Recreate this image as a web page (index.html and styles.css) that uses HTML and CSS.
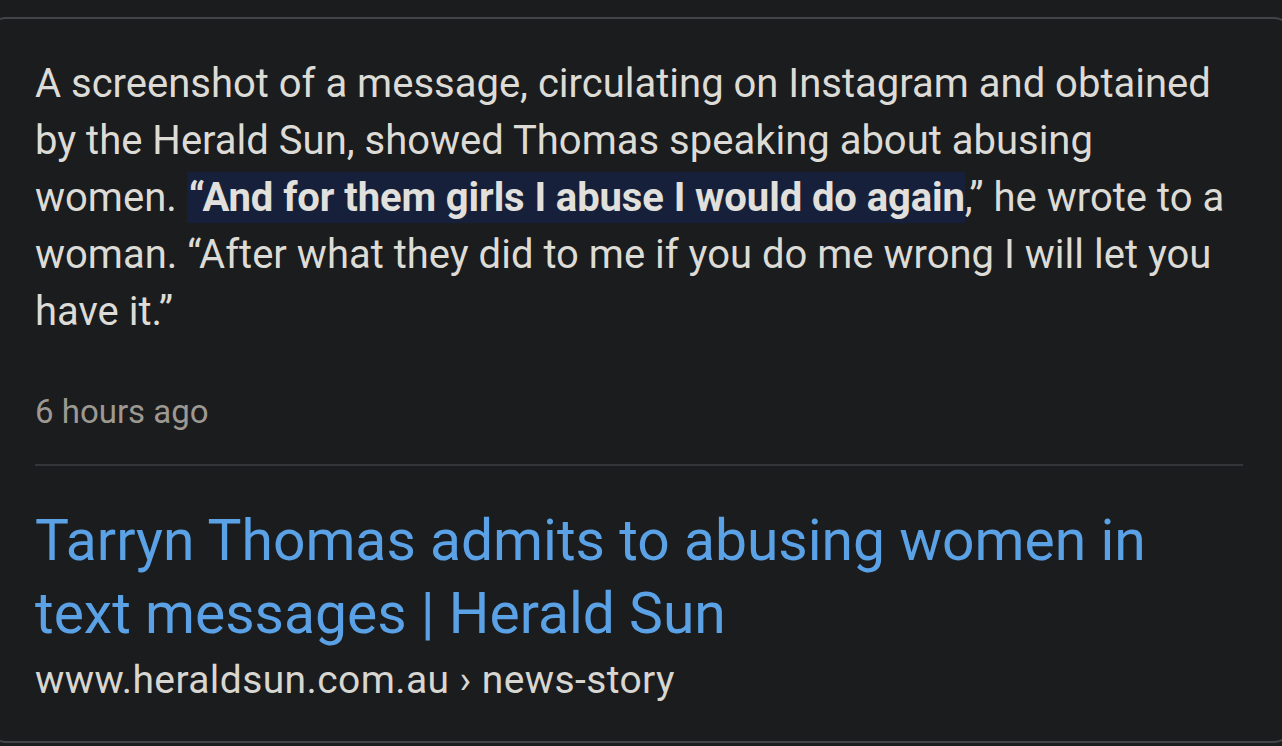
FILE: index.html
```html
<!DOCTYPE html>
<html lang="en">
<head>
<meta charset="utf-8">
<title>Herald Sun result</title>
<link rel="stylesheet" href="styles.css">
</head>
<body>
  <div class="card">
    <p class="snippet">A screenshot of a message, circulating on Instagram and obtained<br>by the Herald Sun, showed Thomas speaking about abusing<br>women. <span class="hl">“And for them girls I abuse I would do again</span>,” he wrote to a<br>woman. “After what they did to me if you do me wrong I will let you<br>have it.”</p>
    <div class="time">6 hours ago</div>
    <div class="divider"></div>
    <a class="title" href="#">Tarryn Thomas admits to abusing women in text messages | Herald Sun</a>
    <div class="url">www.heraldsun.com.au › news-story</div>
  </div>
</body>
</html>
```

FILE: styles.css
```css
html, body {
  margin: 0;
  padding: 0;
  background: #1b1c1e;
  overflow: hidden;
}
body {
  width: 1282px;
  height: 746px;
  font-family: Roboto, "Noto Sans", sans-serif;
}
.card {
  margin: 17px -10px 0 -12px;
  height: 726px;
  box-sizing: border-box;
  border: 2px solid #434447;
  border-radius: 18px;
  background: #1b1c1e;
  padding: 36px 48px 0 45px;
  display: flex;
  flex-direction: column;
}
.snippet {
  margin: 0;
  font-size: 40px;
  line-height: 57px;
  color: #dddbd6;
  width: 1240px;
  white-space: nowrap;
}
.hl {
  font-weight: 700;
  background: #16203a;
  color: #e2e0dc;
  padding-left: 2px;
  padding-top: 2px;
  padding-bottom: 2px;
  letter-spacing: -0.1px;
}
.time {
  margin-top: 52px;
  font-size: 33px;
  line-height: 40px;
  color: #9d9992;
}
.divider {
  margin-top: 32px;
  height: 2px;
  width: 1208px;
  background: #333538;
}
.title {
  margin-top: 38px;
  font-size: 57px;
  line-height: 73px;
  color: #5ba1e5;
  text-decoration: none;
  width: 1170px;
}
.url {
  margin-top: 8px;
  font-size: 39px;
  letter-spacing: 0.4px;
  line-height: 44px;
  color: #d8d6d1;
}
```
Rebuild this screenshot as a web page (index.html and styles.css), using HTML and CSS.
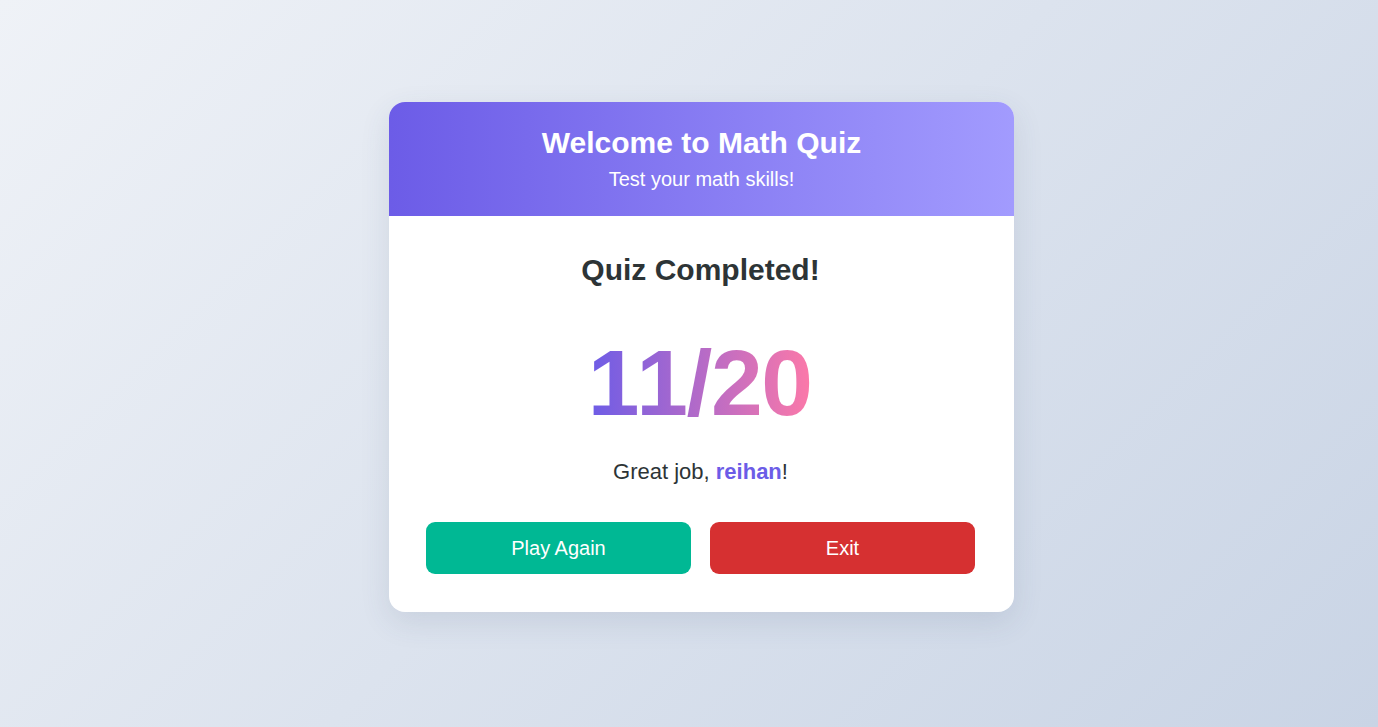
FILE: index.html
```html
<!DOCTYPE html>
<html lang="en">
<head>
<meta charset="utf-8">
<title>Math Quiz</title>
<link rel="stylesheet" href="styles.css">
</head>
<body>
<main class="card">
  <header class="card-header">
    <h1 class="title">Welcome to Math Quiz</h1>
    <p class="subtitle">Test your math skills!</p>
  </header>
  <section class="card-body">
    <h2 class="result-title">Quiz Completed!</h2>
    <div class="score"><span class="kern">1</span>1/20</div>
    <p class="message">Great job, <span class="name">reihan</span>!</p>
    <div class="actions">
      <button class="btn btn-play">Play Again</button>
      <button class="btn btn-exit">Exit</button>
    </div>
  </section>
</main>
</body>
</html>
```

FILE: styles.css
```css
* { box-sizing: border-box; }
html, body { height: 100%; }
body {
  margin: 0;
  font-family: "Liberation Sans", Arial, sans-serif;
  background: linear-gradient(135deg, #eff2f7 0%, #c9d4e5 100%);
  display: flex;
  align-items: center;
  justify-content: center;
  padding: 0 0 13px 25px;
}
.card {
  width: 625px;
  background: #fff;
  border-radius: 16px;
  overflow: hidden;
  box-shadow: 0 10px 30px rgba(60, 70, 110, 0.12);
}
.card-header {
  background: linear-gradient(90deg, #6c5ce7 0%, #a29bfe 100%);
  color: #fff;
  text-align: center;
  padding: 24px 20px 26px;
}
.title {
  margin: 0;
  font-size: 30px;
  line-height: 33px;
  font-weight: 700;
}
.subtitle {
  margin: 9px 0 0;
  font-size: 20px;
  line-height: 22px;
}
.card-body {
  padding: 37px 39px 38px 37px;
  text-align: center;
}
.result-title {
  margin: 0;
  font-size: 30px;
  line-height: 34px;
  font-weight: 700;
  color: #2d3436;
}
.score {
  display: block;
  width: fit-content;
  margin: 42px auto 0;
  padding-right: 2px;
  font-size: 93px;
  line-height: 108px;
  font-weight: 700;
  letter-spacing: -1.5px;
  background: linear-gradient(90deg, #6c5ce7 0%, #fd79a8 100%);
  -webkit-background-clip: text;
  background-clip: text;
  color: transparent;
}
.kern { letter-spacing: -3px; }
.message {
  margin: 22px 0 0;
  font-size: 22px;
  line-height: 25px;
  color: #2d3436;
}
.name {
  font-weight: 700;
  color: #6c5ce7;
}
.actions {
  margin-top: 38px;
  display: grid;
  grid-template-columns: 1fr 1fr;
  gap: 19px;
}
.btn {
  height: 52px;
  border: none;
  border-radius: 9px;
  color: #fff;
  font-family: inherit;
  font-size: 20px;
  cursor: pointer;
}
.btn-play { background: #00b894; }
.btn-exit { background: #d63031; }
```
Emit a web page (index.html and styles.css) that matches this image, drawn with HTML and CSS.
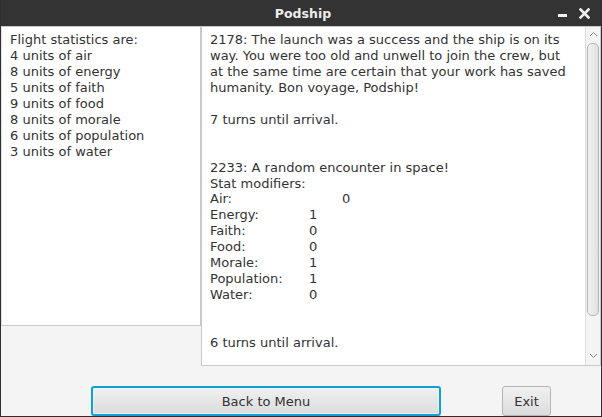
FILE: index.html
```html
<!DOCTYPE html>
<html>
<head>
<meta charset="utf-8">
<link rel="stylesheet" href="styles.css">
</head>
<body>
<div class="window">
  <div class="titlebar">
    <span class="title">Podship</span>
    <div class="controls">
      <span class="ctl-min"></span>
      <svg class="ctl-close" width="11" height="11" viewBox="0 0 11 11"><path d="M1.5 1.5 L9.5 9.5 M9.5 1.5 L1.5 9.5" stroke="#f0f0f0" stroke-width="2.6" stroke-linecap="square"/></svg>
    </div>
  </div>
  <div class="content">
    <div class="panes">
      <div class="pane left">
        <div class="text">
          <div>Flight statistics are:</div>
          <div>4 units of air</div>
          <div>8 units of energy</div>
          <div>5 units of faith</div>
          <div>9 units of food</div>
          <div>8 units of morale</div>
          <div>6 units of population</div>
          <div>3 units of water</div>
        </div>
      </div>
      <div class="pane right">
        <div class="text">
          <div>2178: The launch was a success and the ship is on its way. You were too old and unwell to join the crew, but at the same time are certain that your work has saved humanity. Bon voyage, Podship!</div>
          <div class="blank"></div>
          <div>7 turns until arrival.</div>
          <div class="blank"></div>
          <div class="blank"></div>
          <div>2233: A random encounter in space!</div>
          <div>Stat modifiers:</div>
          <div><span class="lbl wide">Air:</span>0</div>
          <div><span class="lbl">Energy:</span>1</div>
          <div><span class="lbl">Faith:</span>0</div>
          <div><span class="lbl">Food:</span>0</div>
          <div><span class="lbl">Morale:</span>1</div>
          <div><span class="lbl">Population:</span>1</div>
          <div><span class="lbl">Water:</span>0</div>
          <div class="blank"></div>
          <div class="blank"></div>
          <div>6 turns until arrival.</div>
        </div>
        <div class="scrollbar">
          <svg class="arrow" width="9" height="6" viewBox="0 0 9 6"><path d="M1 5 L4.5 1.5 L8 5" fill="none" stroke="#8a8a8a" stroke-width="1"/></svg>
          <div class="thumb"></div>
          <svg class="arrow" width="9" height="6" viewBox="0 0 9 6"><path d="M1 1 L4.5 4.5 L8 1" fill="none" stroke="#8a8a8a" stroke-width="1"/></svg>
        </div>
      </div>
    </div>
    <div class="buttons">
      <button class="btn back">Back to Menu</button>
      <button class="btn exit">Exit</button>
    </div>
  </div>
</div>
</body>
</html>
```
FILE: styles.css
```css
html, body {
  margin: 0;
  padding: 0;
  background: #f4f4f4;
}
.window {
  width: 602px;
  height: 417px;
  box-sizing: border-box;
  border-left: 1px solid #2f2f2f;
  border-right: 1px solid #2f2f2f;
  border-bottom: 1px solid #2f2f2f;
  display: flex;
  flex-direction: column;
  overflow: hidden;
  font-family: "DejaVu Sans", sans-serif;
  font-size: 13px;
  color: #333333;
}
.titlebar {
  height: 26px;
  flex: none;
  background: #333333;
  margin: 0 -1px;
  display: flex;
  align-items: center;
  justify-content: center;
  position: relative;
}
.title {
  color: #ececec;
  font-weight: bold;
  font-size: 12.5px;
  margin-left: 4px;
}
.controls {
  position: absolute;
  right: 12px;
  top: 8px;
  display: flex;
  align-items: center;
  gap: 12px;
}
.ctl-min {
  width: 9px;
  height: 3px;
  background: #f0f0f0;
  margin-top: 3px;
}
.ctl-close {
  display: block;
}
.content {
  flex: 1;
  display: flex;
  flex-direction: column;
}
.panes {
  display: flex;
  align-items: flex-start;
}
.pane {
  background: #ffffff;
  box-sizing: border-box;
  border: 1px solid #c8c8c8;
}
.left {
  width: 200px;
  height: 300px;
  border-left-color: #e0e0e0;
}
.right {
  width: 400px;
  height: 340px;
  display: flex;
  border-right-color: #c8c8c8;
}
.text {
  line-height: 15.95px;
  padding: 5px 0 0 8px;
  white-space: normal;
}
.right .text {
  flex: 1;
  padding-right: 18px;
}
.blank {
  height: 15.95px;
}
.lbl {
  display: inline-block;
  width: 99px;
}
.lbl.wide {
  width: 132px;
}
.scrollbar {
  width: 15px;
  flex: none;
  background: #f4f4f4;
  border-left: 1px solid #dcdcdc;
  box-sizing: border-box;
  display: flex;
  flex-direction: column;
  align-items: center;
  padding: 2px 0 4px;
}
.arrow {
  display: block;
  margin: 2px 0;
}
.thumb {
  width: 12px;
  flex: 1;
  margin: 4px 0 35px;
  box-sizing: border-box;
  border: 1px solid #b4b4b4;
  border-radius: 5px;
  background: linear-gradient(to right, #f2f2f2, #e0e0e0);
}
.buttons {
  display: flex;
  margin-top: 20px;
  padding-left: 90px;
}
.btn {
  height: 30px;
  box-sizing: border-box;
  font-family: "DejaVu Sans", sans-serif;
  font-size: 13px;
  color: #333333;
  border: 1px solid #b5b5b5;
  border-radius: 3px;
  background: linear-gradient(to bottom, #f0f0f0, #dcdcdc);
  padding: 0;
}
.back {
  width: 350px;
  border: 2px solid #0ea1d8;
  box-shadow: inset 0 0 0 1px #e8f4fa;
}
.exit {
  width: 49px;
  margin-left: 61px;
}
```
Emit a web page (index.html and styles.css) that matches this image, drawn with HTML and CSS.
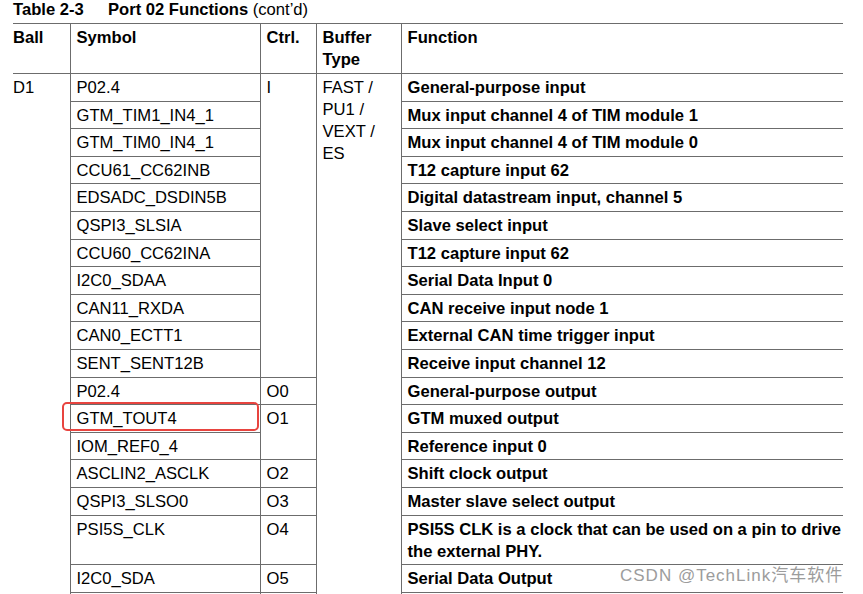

----

Among the entries, how many lines contain the string "this"? Give the number without anything else.

■ **EXPECTED ANSWER**:
4